Le début de la marche a été marqué par les craintes de débordements d'une contre-manifestation ayant rassemblé une centaine de personnes, dont des prêtres et des moines, bloqués par la police alors qu'ils se dirigeaient vers le lieu de démarrage de la Gay pride.

"Les homosexuels peuvent faire ce qu'ils veulent, mais cela doit rester dans le cercle privé", a réclamé Euthimios Panteli, venu de Larnaca, à 50 km au sud de la capitale, pour dénoncer le défilé.

"L'homosexualité est un péché qui doit et peut être combattu", a poursuivi ce manifestant de 32 ans en écho aux propos de la puissante Eglise orthodoxe de Chypre, qui avait protesté contre la Gay Pride en assurant que les relations homosexuelles ne constituaient "pas un choix de vie normal".

Dans une société conservatrice, où les solidarités familiales sont très fortes, "les autorités n'ont jamais accordé de visibilité aux homosexuels, ni éduquée la population, laissant libre cours au discours alarmiste de l'Eglise", explique Joanna Constantinou, porte-parole d'Accept-LGBT.

L'année dernière, un scénariste a d'ailleurs dû présenter des excuses après avoir brièvement introduit un jeune couple gay dans une série populaire chypriote.

"Le rassemblement est sérieux, il n'y a pas trop d'extravagance et c'est quelque chose de très positif", commente Kyriakos, 23 ans, observant en retrait les manifestants.

Lui est venu "voir comment les choses se passent", mais ne veut pas prendre pas part à la marche.

"C'est un tout petit pays, tout le monde se connaît et si vous êtes vu ici, vous êtes catalogué pour toujours", explique ce jeune homme encore réticent à révéler son homosexualité à ses proches.

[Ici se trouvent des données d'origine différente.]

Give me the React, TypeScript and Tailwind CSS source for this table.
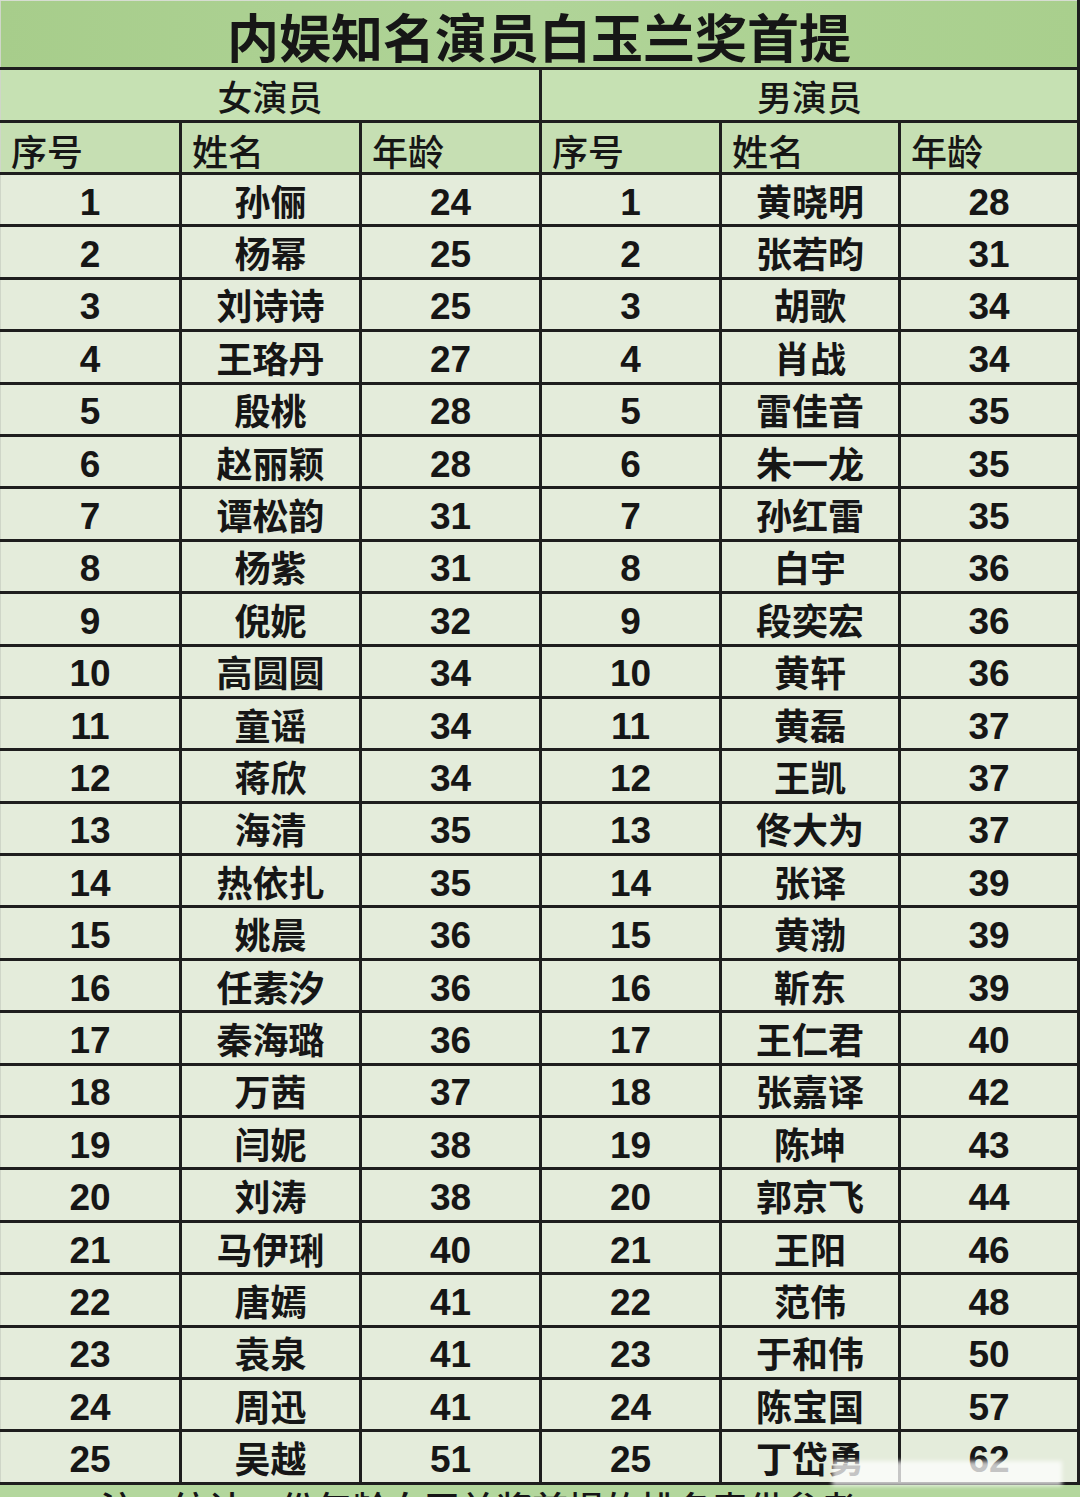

L'homosexualité reste un tabou à Chypre, mais "il y a quelques années encore, les gens se cachaient et n'auraient jamais osé se rassembler ainsi", note Yoryis Reginos, un des fondateurs d'Accept-LGBT Cyprus, dénonçant "une homophobie institutionnalisée, plus forte encore que le dénigrement".

Selon lui, la dépénalisation de l'homosexualité n'a été votée que parce que l'Union européenne le réclamait avant l'adhésion en 2004.

Désormais, deux projets de loi, promis par le président Nicos Anastasiades (centre-droit), sont en cours de préparation pour créer une forme d'union civile et pour pénaliser les propos homophobes. Mais leurs échéances sont sans cesse repoussées.

La mairie de Nicosie et une quinzaine de représentations diplomatiques, dont celles des Etats-Unis, du Royaume-Uni et de l'Union européenne, sont venues samedi faire flotter leur bannière au millier des drapeaux arc-en-ciel en signe de soutien.

L'ambassadeur autrichien et son épouse sont venus maquillés d'une barbe, en clin d'oeil à Conchita Wurst, qui a permis à leur pays de remporter l'Eurovision.

"Le message de Conchita est que chacun puisse vivre librement son choix de vie et cela prend tout son sens à Chypre, un pays en voie de réconciliation", assure l'ambassadeur Karl Mueller, en référence au dialogue en cours pour tenter de réunifier l'île divisée depuis 1974.

Dans le Nord, l'homosexualité n'a été dépénalisée qu'en janvier. Et après avoir organisé le 17 mai une "Marche de l'arc-en-ciel" dans l'autre partie de la capitale divisée, plusieurs Chypriotes-turcs ont défilé samedi avec leurs cousins du Sud.